■ **The request**
Identify each line below that contains the word "screenshot", and copy it out.
<<<<
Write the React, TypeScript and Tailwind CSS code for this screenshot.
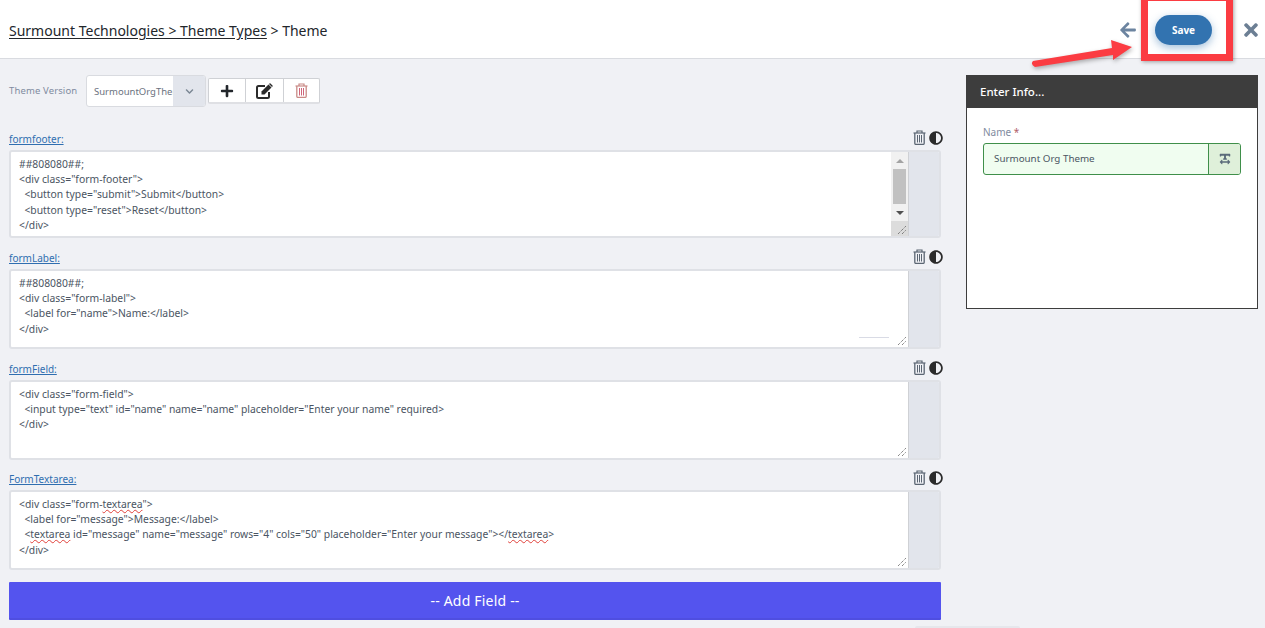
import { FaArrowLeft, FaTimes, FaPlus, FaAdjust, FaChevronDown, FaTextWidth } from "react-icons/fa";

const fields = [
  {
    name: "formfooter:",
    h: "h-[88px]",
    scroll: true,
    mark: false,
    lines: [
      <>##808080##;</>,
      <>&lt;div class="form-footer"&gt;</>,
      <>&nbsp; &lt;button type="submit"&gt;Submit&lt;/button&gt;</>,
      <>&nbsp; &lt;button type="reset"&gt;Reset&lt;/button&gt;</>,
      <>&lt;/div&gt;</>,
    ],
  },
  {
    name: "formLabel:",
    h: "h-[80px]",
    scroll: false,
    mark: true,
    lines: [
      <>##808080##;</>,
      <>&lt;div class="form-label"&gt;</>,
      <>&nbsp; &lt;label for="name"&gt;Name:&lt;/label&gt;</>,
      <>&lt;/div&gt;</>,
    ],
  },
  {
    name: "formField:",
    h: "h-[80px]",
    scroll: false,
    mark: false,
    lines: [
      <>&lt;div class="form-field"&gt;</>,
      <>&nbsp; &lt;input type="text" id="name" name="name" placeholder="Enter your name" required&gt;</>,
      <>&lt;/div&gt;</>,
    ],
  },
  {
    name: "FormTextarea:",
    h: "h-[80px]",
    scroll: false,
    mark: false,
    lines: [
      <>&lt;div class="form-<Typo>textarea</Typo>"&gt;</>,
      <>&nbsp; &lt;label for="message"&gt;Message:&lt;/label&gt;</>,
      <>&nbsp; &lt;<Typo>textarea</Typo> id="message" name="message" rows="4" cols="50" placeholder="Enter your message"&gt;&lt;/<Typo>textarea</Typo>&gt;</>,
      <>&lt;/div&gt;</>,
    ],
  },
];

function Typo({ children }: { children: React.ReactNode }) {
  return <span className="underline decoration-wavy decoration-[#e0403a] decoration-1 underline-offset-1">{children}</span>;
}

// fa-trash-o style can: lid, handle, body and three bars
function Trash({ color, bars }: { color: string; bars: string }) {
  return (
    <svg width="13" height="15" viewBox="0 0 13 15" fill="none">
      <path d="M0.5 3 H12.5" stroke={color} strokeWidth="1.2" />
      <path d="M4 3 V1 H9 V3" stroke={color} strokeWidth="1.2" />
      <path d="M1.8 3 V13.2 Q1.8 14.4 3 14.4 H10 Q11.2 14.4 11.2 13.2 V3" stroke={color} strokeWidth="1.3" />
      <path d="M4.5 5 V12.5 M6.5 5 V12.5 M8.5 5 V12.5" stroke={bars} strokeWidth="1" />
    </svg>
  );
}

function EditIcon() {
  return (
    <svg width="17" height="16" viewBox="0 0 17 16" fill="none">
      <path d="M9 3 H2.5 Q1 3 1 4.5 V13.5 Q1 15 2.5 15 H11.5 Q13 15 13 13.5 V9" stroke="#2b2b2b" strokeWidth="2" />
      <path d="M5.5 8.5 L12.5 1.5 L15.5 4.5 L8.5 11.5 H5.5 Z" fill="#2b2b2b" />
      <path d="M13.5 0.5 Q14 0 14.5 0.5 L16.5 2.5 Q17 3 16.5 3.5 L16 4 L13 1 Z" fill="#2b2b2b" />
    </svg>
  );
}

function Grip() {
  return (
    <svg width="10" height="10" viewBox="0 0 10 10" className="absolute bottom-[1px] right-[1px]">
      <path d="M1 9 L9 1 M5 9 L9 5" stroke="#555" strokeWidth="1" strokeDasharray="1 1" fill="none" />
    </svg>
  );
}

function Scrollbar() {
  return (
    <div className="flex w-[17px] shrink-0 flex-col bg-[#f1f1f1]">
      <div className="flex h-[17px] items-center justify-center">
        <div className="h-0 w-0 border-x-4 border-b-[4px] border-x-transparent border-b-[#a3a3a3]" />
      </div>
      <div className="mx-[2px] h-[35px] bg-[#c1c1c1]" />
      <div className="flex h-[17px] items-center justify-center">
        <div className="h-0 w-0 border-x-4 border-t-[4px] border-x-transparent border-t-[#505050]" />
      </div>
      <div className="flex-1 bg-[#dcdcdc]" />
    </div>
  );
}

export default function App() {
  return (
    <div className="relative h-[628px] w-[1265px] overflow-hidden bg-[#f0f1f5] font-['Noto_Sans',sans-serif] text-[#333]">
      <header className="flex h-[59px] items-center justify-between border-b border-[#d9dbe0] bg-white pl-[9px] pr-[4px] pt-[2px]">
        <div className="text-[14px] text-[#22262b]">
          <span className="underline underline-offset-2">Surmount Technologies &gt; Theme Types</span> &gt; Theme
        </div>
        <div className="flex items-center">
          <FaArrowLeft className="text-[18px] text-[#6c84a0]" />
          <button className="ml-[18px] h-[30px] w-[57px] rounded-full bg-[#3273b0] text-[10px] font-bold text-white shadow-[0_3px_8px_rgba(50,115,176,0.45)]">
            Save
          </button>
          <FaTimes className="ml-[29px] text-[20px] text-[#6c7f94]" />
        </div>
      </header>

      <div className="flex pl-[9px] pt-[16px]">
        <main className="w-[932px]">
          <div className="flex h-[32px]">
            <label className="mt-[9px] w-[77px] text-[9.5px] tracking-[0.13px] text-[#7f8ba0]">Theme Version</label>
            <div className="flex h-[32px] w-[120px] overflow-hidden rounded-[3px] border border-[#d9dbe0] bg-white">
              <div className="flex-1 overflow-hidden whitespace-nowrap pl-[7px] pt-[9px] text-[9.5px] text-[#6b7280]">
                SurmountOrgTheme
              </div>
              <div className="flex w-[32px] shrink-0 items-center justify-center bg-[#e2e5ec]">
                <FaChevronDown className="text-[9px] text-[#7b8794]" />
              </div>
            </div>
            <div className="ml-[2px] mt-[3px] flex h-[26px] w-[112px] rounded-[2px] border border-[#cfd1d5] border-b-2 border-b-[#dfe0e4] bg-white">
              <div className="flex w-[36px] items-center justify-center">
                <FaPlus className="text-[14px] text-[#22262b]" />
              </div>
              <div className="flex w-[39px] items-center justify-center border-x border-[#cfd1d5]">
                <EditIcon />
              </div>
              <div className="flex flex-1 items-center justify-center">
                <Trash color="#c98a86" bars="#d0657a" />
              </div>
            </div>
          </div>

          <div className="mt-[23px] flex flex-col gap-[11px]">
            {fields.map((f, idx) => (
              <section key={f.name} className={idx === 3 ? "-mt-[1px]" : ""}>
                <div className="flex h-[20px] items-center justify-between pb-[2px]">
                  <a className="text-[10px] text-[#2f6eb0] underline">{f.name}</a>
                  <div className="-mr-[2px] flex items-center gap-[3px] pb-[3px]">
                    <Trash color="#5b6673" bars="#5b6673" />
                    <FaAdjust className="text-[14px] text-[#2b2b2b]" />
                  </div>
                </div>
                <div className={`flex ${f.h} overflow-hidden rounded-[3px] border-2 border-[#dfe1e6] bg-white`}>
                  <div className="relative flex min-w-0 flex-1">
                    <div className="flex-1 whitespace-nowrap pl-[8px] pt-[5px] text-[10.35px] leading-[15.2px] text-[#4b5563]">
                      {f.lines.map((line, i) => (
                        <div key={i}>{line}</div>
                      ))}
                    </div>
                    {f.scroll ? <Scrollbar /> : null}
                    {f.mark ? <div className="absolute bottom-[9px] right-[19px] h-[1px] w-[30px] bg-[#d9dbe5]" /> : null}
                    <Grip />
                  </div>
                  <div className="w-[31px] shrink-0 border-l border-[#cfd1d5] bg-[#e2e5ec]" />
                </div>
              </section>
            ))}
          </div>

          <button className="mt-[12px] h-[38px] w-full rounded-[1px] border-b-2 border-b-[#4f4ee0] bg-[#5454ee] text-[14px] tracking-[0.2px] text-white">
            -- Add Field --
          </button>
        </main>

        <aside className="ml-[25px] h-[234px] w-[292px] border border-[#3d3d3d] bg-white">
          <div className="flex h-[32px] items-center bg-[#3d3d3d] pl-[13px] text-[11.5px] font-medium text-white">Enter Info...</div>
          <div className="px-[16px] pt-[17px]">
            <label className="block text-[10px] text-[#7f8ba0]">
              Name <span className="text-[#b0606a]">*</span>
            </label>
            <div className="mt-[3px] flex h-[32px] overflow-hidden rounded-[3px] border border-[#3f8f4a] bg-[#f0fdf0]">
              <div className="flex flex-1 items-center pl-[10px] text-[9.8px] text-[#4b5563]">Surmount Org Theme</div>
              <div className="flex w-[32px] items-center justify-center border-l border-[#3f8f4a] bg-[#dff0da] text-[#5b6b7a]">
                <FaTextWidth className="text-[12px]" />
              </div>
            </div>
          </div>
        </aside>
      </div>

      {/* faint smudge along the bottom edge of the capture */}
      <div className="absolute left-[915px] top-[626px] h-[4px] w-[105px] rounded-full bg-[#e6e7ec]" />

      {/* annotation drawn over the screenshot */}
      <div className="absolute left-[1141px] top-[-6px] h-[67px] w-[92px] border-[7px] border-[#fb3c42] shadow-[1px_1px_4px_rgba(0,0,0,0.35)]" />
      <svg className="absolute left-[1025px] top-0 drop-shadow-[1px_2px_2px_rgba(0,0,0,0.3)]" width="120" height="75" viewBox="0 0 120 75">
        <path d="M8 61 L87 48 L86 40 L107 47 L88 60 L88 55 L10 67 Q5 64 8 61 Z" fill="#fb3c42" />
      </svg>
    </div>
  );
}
>>>>
■ **The result**
Write the React, TypeScript and Tailwind CSS code for this screenshot.
      {/* annotation drawn over the screenshot */}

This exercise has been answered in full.